Говорили почти исключительно о родных и о здоровьи. Вильгельм Великий вздыхал и жаловался на болезни. Из сочувствия царь сообщил, что тоже по временам испытывает необыкновенную усталость. Это была неправда, он физической усталости никогда не испытывал и чувствовал себя, особенно теперь, в обществе дяди, чуть ли не молодым человеком. Поговорили о предстоящих водах, об Эмсе, о Гаштейне, куда уезжал Вильгельм Великий, выразили надежду, что воды обоим очень помогут, и сказали, что непременно надо будет встретиться еще раз летом: либо в Гаштейне, либо в Эмсе. Когда их экипаж, в сопровождении других колясок и конвоя, выехал на Унтер ден Линден, Вильгельм Великий нерешительно спросил, хорошо ли себя чувствует княжна Долгорукая. Как все в Европе, он знал о последней любви Александра II; он даже говорил об этом с царем и был знаком с княжной. И царь, и княжна очень обиделись бы, если б император не спросил о ней. Но Вильгельму было неловко спрашивать царя о княжне: только что говорили об императрице. — «Княжна? Она вчера должна была приехать в Берлин», — беззаботно ответил Александр II. «Вот как! Я не знал», — робко сказал старик: он не любил лгать, между тем ему было известно, что княжна Долгорукая приехала накануне, остановилась в «Petersburger Hof» и одновременно с царем выедет в Эмс. Вильгельм спросил и о Гого; но оттого ли, что царю не понравился смущенный тон дяди, или потому, что германский император сказал «Gogo» с ударением на первом слоге, Александр II сам перевел разговор на политику. Он сказал, что слышал о воинственных планах князя Бисмарка.

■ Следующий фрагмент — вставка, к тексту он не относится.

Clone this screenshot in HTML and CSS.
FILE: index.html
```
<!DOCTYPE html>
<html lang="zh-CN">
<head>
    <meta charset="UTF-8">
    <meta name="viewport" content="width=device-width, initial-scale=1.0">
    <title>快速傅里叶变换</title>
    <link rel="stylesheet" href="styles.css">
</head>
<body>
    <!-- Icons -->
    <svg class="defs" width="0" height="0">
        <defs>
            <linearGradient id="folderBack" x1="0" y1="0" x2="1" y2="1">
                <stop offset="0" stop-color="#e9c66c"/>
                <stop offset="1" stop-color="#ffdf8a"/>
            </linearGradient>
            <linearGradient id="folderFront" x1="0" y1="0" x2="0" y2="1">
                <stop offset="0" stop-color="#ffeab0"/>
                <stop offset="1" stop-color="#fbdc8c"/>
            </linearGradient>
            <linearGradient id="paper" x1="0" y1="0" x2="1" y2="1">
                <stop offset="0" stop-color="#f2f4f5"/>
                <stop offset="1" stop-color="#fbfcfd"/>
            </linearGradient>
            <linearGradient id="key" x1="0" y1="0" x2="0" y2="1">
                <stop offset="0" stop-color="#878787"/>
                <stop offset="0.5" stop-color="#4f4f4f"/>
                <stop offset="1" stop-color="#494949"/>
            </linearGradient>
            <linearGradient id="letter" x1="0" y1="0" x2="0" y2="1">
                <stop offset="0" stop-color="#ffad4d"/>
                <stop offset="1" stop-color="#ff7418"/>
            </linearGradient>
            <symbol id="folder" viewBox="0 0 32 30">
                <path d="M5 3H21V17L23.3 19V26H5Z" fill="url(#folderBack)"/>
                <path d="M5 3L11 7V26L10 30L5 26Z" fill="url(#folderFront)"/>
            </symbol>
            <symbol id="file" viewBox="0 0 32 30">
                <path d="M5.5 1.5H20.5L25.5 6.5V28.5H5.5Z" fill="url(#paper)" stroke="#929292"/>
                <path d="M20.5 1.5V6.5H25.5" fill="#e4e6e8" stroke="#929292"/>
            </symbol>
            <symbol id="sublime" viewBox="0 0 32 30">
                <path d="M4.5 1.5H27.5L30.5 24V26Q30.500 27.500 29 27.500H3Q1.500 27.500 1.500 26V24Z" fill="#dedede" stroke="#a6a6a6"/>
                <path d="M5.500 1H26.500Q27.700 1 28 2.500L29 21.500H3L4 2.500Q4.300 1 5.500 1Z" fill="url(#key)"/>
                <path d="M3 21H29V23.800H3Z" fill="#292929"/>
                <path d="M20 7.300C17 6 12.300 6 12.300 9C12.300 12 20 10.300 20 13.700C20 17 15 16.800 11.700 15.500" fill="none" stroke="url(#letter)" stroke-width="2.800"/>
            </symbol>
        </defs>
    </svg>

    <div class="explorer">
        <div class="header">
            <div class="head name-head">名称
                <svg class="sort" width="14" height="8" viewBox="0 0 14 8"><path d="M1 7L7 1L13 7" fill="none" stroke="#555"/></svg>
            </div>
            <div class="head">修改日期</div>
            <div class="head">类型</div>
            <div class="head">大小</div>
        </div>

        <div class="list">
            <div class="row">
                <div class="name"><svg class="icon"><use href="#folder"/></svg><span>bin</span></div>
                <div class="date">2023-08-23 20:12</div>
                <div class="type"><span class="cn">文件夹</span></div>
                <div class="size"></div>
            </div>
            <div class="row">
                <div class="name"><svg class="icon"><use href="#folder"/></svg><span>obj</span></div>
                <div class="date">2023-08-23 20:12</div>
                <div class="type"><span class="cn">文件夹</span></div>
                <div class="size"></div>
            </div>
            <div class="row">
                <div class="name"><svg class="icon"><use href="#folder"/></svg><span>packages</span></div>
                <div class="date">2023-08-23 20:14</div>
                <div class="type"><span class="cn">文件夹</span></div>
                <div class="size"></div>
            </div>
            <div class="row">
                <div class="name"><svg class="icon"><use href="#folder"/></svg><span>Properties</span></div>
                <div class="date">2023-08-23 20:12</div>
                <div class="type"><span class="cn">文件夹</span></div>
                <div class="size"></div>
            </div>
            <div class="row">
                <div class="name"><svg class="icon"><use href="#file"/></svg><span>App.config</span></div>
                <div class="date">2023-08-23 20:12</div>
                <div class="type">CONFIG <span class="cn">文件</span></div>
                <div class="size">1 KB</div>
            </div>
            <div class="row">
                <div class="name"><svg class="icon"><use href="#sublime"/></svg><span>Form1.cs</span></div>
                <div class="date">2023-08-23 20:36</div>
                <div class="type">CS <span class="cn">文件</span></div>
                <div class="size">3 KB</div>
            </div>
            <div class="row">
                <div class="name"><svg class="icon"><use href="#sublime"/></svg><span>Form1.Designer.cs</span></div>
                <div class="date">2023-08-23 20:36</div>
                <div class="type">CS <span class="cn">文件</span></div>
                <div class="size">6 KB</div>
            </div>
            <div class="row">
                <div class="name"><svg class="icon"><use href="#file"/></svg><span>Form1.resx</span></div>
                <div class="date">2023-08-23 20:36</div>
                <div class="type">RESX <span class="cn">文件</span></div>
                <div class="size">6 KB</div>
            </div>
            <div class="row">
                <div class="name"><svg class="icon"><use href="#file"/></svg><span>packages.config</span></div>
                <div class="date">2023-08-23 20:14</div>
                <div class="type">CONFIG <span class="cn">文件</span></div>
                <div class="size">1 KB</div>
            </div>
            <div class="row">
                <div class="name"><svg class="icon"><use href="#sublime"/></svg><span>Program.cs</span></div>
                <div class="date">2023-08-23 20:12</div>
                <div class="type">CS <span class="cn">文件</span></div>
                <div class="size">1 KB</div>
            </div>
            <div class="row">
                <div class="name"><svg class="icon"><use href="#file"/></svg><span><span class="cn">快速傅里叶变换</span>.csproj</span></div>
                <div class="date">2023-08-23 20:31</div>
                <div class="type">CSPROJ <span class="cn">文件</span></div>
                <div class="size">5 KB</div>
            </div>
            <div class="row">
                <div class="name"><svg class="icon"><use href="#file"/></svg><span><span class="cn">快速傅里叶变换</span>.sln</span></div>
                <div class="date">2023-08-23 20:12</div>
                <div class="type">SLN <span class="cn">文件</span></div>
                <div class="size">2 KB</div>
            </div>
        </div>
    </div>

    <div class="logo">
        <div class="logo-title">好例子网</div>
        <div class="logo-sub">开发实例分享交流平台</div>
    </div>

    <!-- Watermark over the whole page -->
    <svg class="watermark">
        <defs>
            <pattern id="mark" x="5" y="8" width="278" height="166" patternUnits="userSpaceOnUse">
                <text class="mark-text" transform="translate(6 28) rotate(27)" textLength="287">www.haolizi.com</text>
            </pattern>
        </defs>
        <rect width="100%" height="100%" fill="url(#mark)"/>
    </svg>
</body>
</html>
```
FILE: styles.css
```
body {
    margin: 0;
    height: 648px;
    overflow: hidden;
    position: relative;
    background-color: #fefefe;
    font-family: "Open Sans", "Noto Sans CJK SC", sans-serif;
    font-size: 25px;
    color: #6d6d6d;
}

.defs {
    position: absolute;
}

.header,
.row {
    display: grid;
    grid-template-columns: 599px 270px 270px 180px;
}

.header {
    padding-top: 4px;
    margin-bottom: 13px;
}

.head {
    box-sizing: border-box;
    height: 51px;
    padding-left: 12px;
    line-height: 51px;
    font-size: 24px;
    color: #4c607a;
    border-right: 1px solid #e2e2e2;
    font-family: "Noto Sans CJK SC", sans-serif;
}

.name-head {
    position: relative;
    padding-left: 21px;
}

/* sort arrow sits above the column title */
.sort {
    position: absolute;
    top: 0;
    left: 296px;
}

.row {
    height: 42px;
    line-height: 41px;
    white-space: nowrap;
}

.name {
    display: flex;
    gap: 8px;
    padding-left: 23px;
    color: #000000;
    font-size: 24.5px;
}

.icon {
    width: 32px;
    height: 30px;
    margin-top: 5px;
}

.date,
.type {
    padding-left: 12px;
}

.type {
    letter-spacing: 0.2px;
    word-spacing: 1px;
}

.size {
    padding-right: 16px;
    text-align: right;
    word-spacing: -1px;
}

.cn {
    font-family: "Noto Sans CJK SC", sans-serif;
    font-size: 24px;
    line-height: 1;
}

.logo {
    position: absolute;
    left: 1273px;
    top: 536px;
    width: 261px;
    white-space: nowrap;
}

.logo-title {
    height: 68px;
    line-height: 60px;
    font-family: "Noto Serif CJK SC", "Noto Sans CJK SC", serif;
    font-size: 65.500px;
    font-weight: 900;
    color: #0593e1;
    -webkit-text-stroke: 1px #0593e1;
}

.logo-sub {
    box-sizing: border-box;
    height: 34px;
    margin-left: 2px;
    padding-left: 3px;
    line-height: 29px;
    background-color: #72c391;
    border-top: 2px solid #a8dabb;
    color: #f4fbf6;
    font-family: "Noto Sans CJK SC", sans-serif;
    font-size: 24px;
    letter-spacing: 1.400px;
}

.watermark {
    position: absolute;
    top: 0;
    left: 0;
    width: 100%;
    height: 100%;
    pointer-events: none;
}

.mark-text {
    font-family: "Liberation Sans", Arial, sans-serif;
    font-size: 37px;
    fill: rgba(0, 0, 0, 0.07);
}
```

— Ты догадываешься, что я им не сочувствую. Уверен, что не сочувствуешь и ты!
На лице Вильгельма Великого появилось виноватое выражение: в душе он был совершенно согласен с племянником и никаких войн больше не желал.

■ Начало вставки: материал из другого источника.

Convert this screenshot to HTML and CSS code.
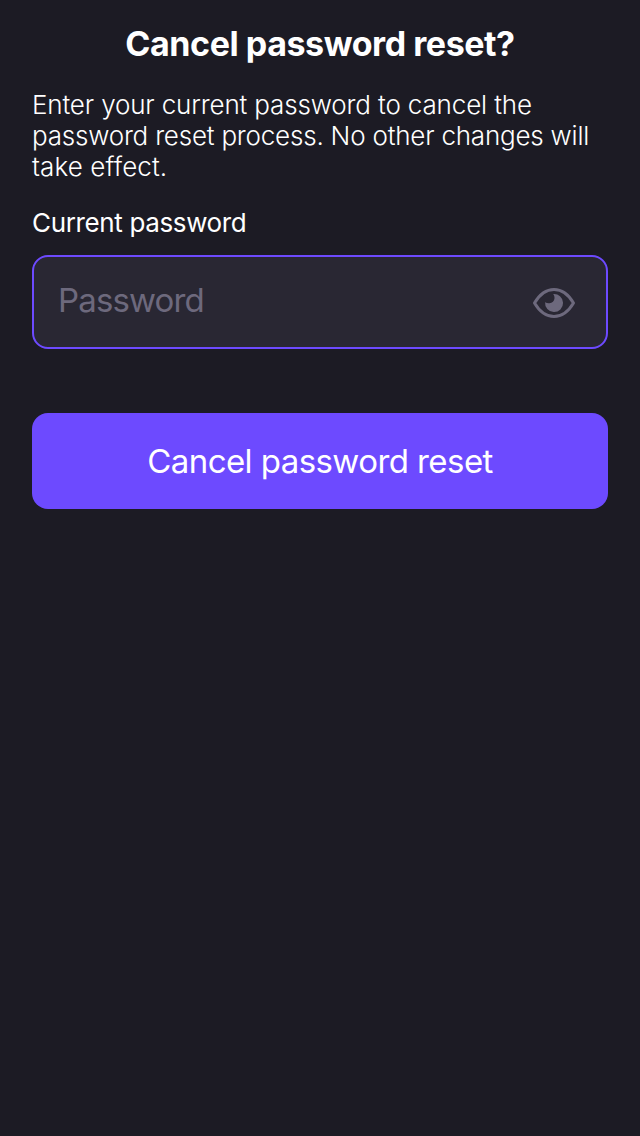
FILE: index.html
```html
<!DOCTYPE html>
<html lang="en">
<head>
<meta charset="utf-8">
<title>Cancel password reset?</title>
<link rel="stylesheet" href="styles.css">
</head>
<body>
<main class="screen">
  <h1 class="title">Cancel password reset?</h1>
  <p class="intro"><span class="line-1">Enter your current password to cancel the</span><br><span class="line-2">password reset process. No other changes will</span><br><span class="line-3">take effect.</span></p>
  <label class="label">Current password</label>
  <div class="field">
    <span class="placeholder">Password</span>
    <svg class="eye" viewBox="0 0 44 32" width="44" height="32">
      <path d="M2.500 16C7.500 7.500 13.500 2.500 22 2.500S36.500 7.500 41.500 16C36.500 24.500 30.500 29.500 22 29.500S7.500 24.500 2.500 16Z" fill="none" stroke="#6d697d" stroke-width="3" stroke-linejoin="round"/>
      <path d="M21.200 7.100A9 9 0 1 1 13.100 15.200C14.300 15.900 15.700 16.300 17.300 16.200C20.300 16 22.300 14 22.500 11.300C22.600 9.700 22.100 8.300 21.200 7.100Z" fill="#6d697d"/>
    </svg>
  </div>
  <button class="submit">Cancel password reset</button>
</main>
</body>
</html>
```
FILE: styles.css
```css
body {
  margin: 0;
  background: #1c1b24;
  color: #fff;
  font-family: Inter, sans-serif;
}
.screen {
  box-sizing: border-box;
  min-height: 1136px;
  padding: 24px 32px;
  display: flex;
  flex-direction: column;
}
.title {
  margin: 0;
  font-size: 34px;
  line-height: 40px;
  font-weight: 700;
  letter-spacing: -0.44px;
  text-align: center;
  white-space: nowrap;
}
.intro {
  margin: 25px 0 0;
  font-size: 26px;
  line-height: 31px;
  font-weight: 300;
  white-space: nowrap;
}
.line-1 {
  letter-spacing: -0.15px;
}
.line-2 {
  letter-spacing: -0.21px;
}
.line-3 {
  letter-spacing: 0.1px;
}
.label {
  margin-top: 25px;
  font-size: 26px;
  line-height: 32px;
  letter-spacing: -0.36px;
}
.field {
  box-sizing: border-box;
  height: 94px;
  margin-top: 16px;
  padding: 0 30px 0 24px;
  display: flex;
  align-items: center;
  justify-content: space-between;
  border: 2px solid #6d4aff;
  border-radius: 16px;
  background: #292733;
}
.placeholder {
  padding-bottom: 4px;
  color: #6d697d;
  font-size: 33px;
  line-height: 40px;
  letter-spacing: -0.85px;
}
.eye {
  padding-top: 2px;
}
.submit {
  height: 96px;
  margin-top: 64px;
  padding: 0;
  border: 0;
  border-radius: 16px;
  background: #6d4aff;
  color: #fff;
  font: 400 33px/40px Inter, sans-serif;
  letter-spacing: -0.57px;
}
```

— Князю часто приписывают планы, которых он не имеет, — ответил он сконфуженно, почти так же, как говорил о княжне Долгорукой. — Все это очень преувеличено.
— Я чрезвычайно рад это слышать, — сказал царь с облегчением, хотя слово «преувеличено» было неясно. — Я, впрочем, и сам так думал, зная тебя. Надеюсь, ты мне разрешишь поговорить об этом и с князем.